Friday was Yellen’s final working day as the Fed’s chairwoman. It wasn’t clear if that accelerated the settlement talks, but that morning, Wells’ directors held a conference call and voted to sign the consent order, said people close to the bank. A bank executive phoned Van Der Weide at the Fed to tell him.
On Friday afternoon, Yellen went to the PBS NewsHour studios to tape an interview, not expecting the Wells deal to come to fruition on her watch.
By the time she returned to headquarters, the news had arrived from San Francisco. The Fed’s board held its own vote and announced the order shortly after 6 p.m. It also published Gibson’s scathing letters to the two ex-chairmen. The Fed’s announcement described the consent order. The headline of its news release announced the pending departures of four Wells board members.
When they saw that, Wells officials were irate, said the people familiar with executives’ thinking.
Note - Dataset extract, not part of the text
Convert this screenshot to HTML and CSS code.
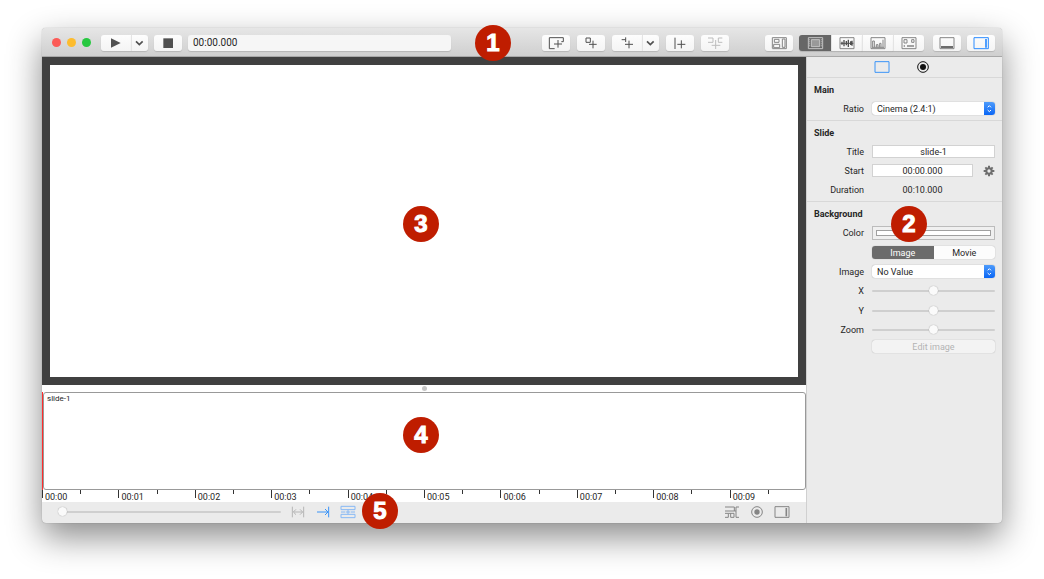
FILE: index.html
```html
<!DOCTYPE html>
<html lang="en">
<head>
  <meta charset="UTF-8">
  <meta name="viewport" content="width=device-width, initial-scale=1.0">
  <title>slide-1</title>
  <link rel="stylesheet" href="styles.css">
</head>
<body>
  <main class="window">
    <header class="toolbar">
      <div class="lights">
        <button class="light red" aria-label="Close"></button>
        <button class="light yellow" aria-label="Minimize"></button>
        <button class="light green" aria-label="Zoom window"></button>
      </div>

      <div class="group play">
        <button class="btn medium" aria-label="Play"><svg viewBox="0 0 90 48"><path class="solid" d="M30 10L59 24L30 38Z"/></svg></button>
        <button class="btn narrow" aria-label="Play options"><svg viewBox="0 0 51 48"><path class="thick" d="M12 19L22 29L32 19"/></svg></button>
      </div>
      <button class="btn" aria-label="Stop"><svg viewBox="0 0 84 48"><path class="solid" d="M28 10H57V39H28Z"/></svg></button>
      <input class="time" type="text" value="00:00.000" aria-label="Current time">

      <div class="tools">
        <button class="btn" aria-label="Add slide"><svg viewBox="0 0 84 48"><path d="M38 41H22V8H64V20H58M48 15V38M36 27H60"/></svg></button>
        <button class="btn" aria-label="Add object"><svg viewBox="0 0 84 48"><path d="M27 9H40V22H27ZM48 17V40M36 28H59"/></svg></button>
        <div class="group">
          <button class="btn medium" aria-label="Add transition"><svg viewBox="0 0 90 48"><path d="M29 14H41M41 7V21M51 17V40M39 28H63"/></svg></button>
          <button class="btn narrow" aria-label="Transition options"><svg viewBox="0 0 51 48"><path class="thick" d="M12 19L22 29L32 19"/></svg></button>
        </div>
        <button class="btn" aria-label="Add marker"><svg viewBox="0 0 84 48"><path d="M27 8V42M46 16V40M34 28H58"/></svg></button>
        <button class="btn faded" aria-label="Join" disabled><svg viewBox="0 0 84 48"><path d="M21 9H36V22H21M64 9H52V22H64M44 15V42M32 31H58"/></svg></button>
      </div>

      <button class="btn" aria-label="Library"><svg viewBox="0 0 84 48"><path class="gray" d="M22 40V8H64V41H22M28 13H42V22H28ZM26 28H44V38H26ZM52 12H60V37H52Z"/></svg></button>
      <div class="group views">
        <button class="btn view dark" aria-label="Slide view"><svg viewBox="0 0 96 48"><path d="M28 8H71V41H28Z"/><path class="fill" d="M37 14H62V35H37Z"/><path class="dots" d="M32 13V37M67 13V37"/></svg></button>
        <button class="btn view" aria-label="Audio view"><svg viewBox="0 0 93 48"><path class="gray" d="M24 8H66V41H24Z"/><path d="M26 25H64"/><path class="wave" d="M30 20V29M36 15V34M43 18V31M49 14V36M56 19V30M60 17V32"/></svg></button>
        <button class="btn view" aria-label="Chart view"><svg viewBox="0 0 93 48"><path class="gray" d="M24 8H66V41H24Z"/><path class="gray" d="M29 37V18H34V37M40 37V29H45V37M50 37V25H54V37M60 37V14M27 37H63"/></svg></button>
        <button class="btn view" aria-label="Grid view"><svg viewBox="0 0 93 48"><path class="gray" d="M24 8H66V41H24ZM30 14H39V24H30ZM53 14H60V22H53Z"/><path class="gray bar" d="M39 33H60M29 33H33"/></svg></button>
      </div>
      <button class="btn" aria-label="Toggle timeline"><svg viewBox="0 0 84 48"><path class="gray" d="M21 8H63V41H21Z"/><path class="bar" d="M24 36H60"/></svg></button>
      <button class="btn blue" aria-label="Toggle inspector"><svg viewBox="0 0 84 48"><path d="M21 8H64V41H21Z"/><path class="bar" d="M57 12V38"/></svg></button>
      <span class="badge badge-1">1</span>
    </header>

    <div class="content">
      <section class="editor">
        <div class="preview">
          <div class="canvas"></div>
          <span class="badge badge-3">3</span>
        </div>
        <div class="splitter"></div>
        <div class="timeline">
          <div class="slide">slide-1</div>
          <span class="badge badge-4">4</span>
        </div>
        <div class="ruler">
          <span class="major">00:00</span><span class="minor"></span>
          <span class="major">00:01</span><span class="minor"></span>
          <span class="major">00:02</span><span class="minor"></span>
          <span class="major">00:03</span><span class="minor"></span>
          <span class="major">00:04</span><span class="minor"></span>
          <span class="major">00:05</span><span class="minor"></span>
          <span class="major">00:06</span><span class="minor"></span>
          <span class="major">00:07</span><span class="minor"></span>
          <span class="major">00:08</span><span class="minor"></span>
          <span class="major">00:09</span><span class="minor"></span>
        </div>
        <footer class="statusbar">
          <input class="slider scale" type="range" min="0" max="100" value="0" aria-label="Timeline scale">
          <button class="icon light-gray" aria-label="Fit"><svg viewBox="0 0 48 48"><path d="M7 8V40M41 8V40M11 24H37M18 16L10 24L18 32M30 16L38 24L30 32"/></svg></button>
          <button class="icon azure" aria-label="Follow"><svg viewBox="0 0 48 48"><path d="M6 24H38M30 15L39 24L30 33M41 8V40"/></svg></button>
          <button class="icon sky" aria-label="Snap"><svg viewBox="0 0 48 48"><path d="M3 7V17H45V7ZM3 41V31H45V41ZM24 17V31M3 24H16M32 24H45M18 24H30"/></svg></button>
          <div class="right-icons">
            <button class="icon" aria-label="Tracks"><svg viewBox="0 0 48 48"><path d="M3 9H31V21H3M45 9H36V40H45M3 40H13V28H3M13 28H30V40H20V28M31 21H36"/></svg></button>
            <button class="icon" aria-label="Record"><svg viewBox="0 0 48 48"><circle cx="24" cy="24" r="16"/><circle class="solid" cx="24" cy="24" r="8"/></svg></button>
            <button class="icon" aria-label="Side panel"><svg viewBox="0 0 48 48"><path d="M3 8H45V40H3Z"/><path class="bar" d="M37 12V37"/></svg></button>
          </div>
          <span class="badge badge-5">5</span>
        </footer>
      </section>

      <aside class="inspector">
        <nav class="tabs">
          <button class="icon azure" aria-label="Slide"><svg viewBox="0 0 48 48"><path d="M3 8H45V40H3Z"/></svg></button>
          <button class="icon black" aria-label="Record"><svg viewBox="0 0 48 48"><circle cx="24" cy="24" r="16"/><circle class="solid" cx="24" cy="24" r="9"/></svg></button>
        </nav>

        <section class="panel">
          <h2>Main</h2>
          <div class="row">
            <label for="ratio">Ratio</label>
            <div class="select">
              <select id="ratio"><option>Cinema (2.4:1)</option></select>
              <svg viewBox="0 0 33 39"><path d="M11 16L16 11L21 16M11 24L16 29L21 24"/></svg>
            </div>
          </div>
        </section>

        <section class="panel">
          <h2>Slide</h2>
          <div class="row">
            <label for="title">Title</label>
            <input class="field" id="title" type="text" value="slide-1">
          </div>
          <div class="row">
            <label for="start">Start</label>
            <div class="with-gear">
              <input class="field" id="start" type="text" value="00:00.000">
              <button class="gear" aria-label="Start settings"><svg viewBox="0 0 36 36"><circle cx="18" cy="18" r="8"/><path d="M18 2V10M18 26V34M2 18H10M26 18H34M7 7L13 13M23 23L29 29M29 7L23 13M13 23L7 29"/></svg></button>
            </div>
          </div>
          <div class="row">
            <span class="label">Duration</span>
            <div class="with-gear"><span class="value">00:10.000</span></div>
          </div>
        </section>

        <section class="panel">
          <h2>Background</h2>
          <div class="row">
            <label for="color">Color</label>
            <input class="color" id="color" type="color" value="#ffffff">
          </div>
          <div class="row">
            <div class="segmented">
              <button class="active">Image</button>
              <button>Movie</button>
            </div>
          </div>
          <div class="row">
            <label for="image">Image</label>
            <div class="select">
              <select id="image"><option>No Value</option></select>
              <svg viewBox="0 0 33 39"><path d="M11 16L16 11L21 16M11 24L16 29L21 24"/></svg>
            </div>
          </div>
          <div class="row tall">
            <label for="x">X</label>
            <input class="slider" id="x" type="range">
          </div>
          <div class="row tall">
            <label for="y">Y</label>
            <input class="slider" id="y" type="range">
          </div>
          <div class="row short">
            <label for="zoom">Zoom</label>
            <input class="slider" id="zoom" type="range">
          </div>
          <div class="row">
            <button class="edit" disabled>Edit image</button>
          </div>
          <span class="badge badge-2">2</span>
        </section>
      </aside>
    </div>
  </main>
</body>
</html>
```

FILE: styles.css
```css
* {
  box-sizing: border-box;
}

body {
  display: flex;
  min-height: 100vh;
  margin: 0;
  padding: 28px 42px 56px;
  overflow: hidden;
  background: #fff;
  color: #262626;
  font: 9px/12px Roboto, "Liberation Sans", sans-serif;
}

button,
input,
select {
  margin: 0;
  padding: 0;
  border: none;
  outline: none;
  background: none;
  color: inherit;
  font: inherit;
}

svg {
  display: block;
  height: 100%;
  fill: none;
  stroke: currentColor;
  stroke-width: 3;
}

.solid {
  fill: currentColor;
  stroke: none;
}

.thick {
  stroke-width: 5;
}

.wave {
  stroke-width: 4;
}

.bar {
  stroke-width: 5;
}

.gray {
  stroke: #858585;
}

.window {
  display: flex;
  flex: 1;
  flex-direction: column;
  min-width: 0;
  border-radius: 4px;
  background: #ebebeb;
  box-shadow: 0 0 1px rgba(0, 0, 0, 0.4), 0 14px 34px rgba(0, 0, 0, 0.46);
}

/* toolbar */
.toolbar {
  position: relative;
  display: flex;
  align-items: center;
  gap: 6px;
  height: 29px;
  padding: 1px 7px 0 10px;
  border-bottom: 1px solid #a8a8a8;
  border-radius: 4px 4px 0 0;
  background: linear-gradient(#e6e6e6, #cfcfcf);
}

.lights {
  display: flex;
  gap: 6px;
}

.light {
  width: 9px;
  height: 9px;
  border-radius: 50%;
}

.red {
  background: #fc5b57;
}

.yellow {
  background: #fdbc2e;
}

.green {
  background: #27c840;
}

.btn {
  width: 28px;
  height: 16px;
  flex: none;
  border-radius: 3px;
  background: linear-gradient(#fdfdfd, #f4f4f4);
  box-shadow: 0 1px 1px rgba(0, 0, 0, 0.14);
  color: #505050;
}

.medium {
  width: 30px;
}

.narrow {
  width: 17px;
}

.group {
  display: flex;
  flex: none;
}

.group .btn {
  border-radius: 0;
}

.group .btn:first-child {
  border-radius: 3px 0 0 3px;
}

.group .btn:last-child {
  border-radius: 0 3px 3px 0;
}

.group .btn + .btn {
  border-left: 1px solid #e4e4e4;
}

.play {
  margin-left: 4px;
}

.time {
  width: 263px;
  height: 16px;
  min-width: 60px;
  padding: 0 5px;
  border-radius: 3px;
  background: #f6f6f6;
  box-shadow: 0 1px 1px rgba(0, 0, 0, 0.14);
  font-size: 10px;
}

.tools {
  display: flex;
  gap: 7px;
  margin-left: auto;
  margin-right: 30px;
}

.views {
  margin-right: 3px;
}

.view {
  width: 31px;
}

.btn.dark {
  width: 32px;
  background: #666;
  color: #c4c4c4;
}

.dark .fill {
  fill: #999;
}

.dark .dots {
  stroke-dasharray: 3 3;
}

.faded {
  color: #bdbdbd;
}

.blue {
  color: #2d8cff;
}

/* editor */
.content {
  display: flex;
  flex: 1;
}

.editor {
  display: flex;
  flex: 1;
  flex-direction: column;
  min-width: 0;
}

.preview {
  position: relative;
  display: flex;
  flex: 1;
  padding: 8px;
  background: #404040;
}

.canvas {
  flex: 1;
  background: #fff;
}

.splitter {
  display: flex;
  align-items: center;
  justify-content: center;
  height: 7px;
  background: #fff;
}

.splitter::after {
  content: "";
  width: 5px;
  height: 5px;
  border-radius: 50%;
  background: #c6c6c6;
}

.timeline {
  position: relative;
  height: 98px;
  border-left: 1px solid #ff2d2d;
  background: #fff;
}

.slide {
  height: 100%;
  padding: 0 3px;
  border: 1px solid #999;
  border-radius: 3px;
  font-size: 8px;
}

.ruler {
  display: flex;
  height: 12px;
  background: #fff;
}

.ruler span {
  flex: 1;
  min-width: 0;
  border-left: 1px solid #333;
}

.ruler .major {
  height: 8px;
  line-height: 15px;
  text-indent: 2px;
}

.ruler .minor {
  height: 4px;
}

.statusbar {
  position: relative;
  display: flex;
  align-items: center;
  gap: 9px;
  height: 21px;
  padding: 0 16px 2px;
}

.slider {
  width: 100%;
  height: 9px;
  appearance: none;
}

.slider::-webkit-slider-runnable-track {
  height: 2px;
  border-radius: 1px;
  background: #cfcfcf;
}

.slider::-webkit-slider-thumb {
  width: 9px;
  height: 9px;
  margin-top: -4px;
  appearance: none;
  border-radius: 50%;
  background: #fafafa;
  box-shadow: 0 0 1px rgba(0, 0, 0, 0.4);
}

.scale {
  width: 223px;
}

.icon {
  width: 16px;
  height: 16px;
  flex: none;
  color: #858585;
}

.right-icons {
  display: flex;
  gap: 9px;
  margin-left: auto;
}

.light-gray {
  color: #b5b5b5;
}

.azure {
  color: #3b94f7;
}

.sky {
  color: #86b8f5;
}

.black {
  color: #111;
}

/* inspector */
.inspector {
  width: 196px;
  flex: none;
  border-left: 1px solid #d0d0d0;
}

.tabs {
  display: flex;
  align-items: center;
  justify-content: center;
  gap: 25px;
  height: 21px;
  padding-right: 5px;
  border-bottom: 1px solid #d8d8d8;
}

.panel {
  position: relative;
  display: flex;
  flex-direction: column;
  gap: 6px;
  padding: 6px 7px 5px;
  border-bottom: 1px solid #d8d8d8;
}

.panel:last-child {
  border-bottom: none;
}

h2 {
  margin: 0;
  font-size: 9px;
  font-weight: 700;
}

.row {
  display: grid;
  grid-template-columns: 50px 1fr;
  column-gap: 8px;
  align-items: center;
  min-height: 13px;
}

.tall {
  height: 14px;
}

.short {
  height: 10px;
  min-height: 0;
}

.row label,
.label {
  text-align: right;
}

.select {
  display: flex;
  height: 13px;
  overflow: hidden;
  border-radius: 3px;
  background: #fff;
  box-shadow: 0 0 1px rgba(0, 0, 0, 0.45);
}

.select select {
  flex: 1;
  min-width: 0;
  padding-left: 5px;
  appearance: none;
}

.select svg {
  width: 11px;
  background: linear-gradient(#4d9bfb, #0a66f5);
  color: #fff;
}

.field {
  width: 100%;
  min-width: 0;
  height: 13px;
  border: 1px solid #d2d2d2;
  background: #fff;
  text-align: center;
}

.with-gear {
  display: grid;
  grid-template-columns: 1fr 12px;
  column-gap: 10px;
  align-items: center;
}

.value {
  text-align: center;
}

.gear {
  height: 12px;
  color: #6e6e6e;
}

.gear svg {
  stroke-width: 6;
}

.color {
  width: 100%;
  height: 14px;
  padding: 3px;
  appearance: none;
  border: 1px solid #bcbcbc;
  background: #f0f0f0;
}

.color::-webkit-color-swatch-wrapper {
  padding: 0;
}

.color::-webkit-color-swatch {
  border: 1px solid #a0a0a0;
}

.segmented,
.edit {
  grid-column: 2;
  height: 13px;
  border-radius: 3px;
  box-shadow: 0 0 1px rgba(0, 0, 0, 0.35);
}

.segmented {
  display: flex;
  overflow: hidden;
  background: #fcfcfc;
}

.segmented button {
  flex: 1;
}

.segmented .active {
  background: #6b6b6b;
  color: #fff;
}

.edit {
  background: #f3f3f3;
  color: #b4b4b4;
}

/* numbered callouts, placed over the window */
.badge {
  position: absolute;
  z-index: 1;
  width: 36px;
  height: 36px;
  border-radius: 50%;
  background: #bf1d00;
  color: #fff;
  font: bold 24px/36px "Liberation Sans", Arial, sans-serif;
  text-align: center;
  -webkit-text-stroke: 1px #fff;
}

.badge-1 {
  top: -3px;
  left: 433px;
}

.badge-2 {
  top: 4px;
  left: 84px;
}

.badge-3 {
  top: 149px;
  left: 361px;
}

.badge-4 {
  top: 25px;
  left: 360px;
}

.badge-5 {
  top: -9px;
  left: 320px;
}
```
They thought it sounded like the boardroom changes were being done at the Fed’s instruction.
The bank’s own announcement of the consent order had mentioned the pending boardroom departures only in passing. The bank had hoped to make the changes without assigning blame to the departing board members.
In a hastily convened conference call Friday night, Sloan, Wells’ current chief, tried to reassure analysts and investors that the bank would be able to maneuver around the asset cap by selling certain assets and continuing to lend to customers.
He estimated on the call that the Fed’s order could shave up to $400 million off the bank’s 2018 profits. That represents less than 2 percent of what Wells earned last year.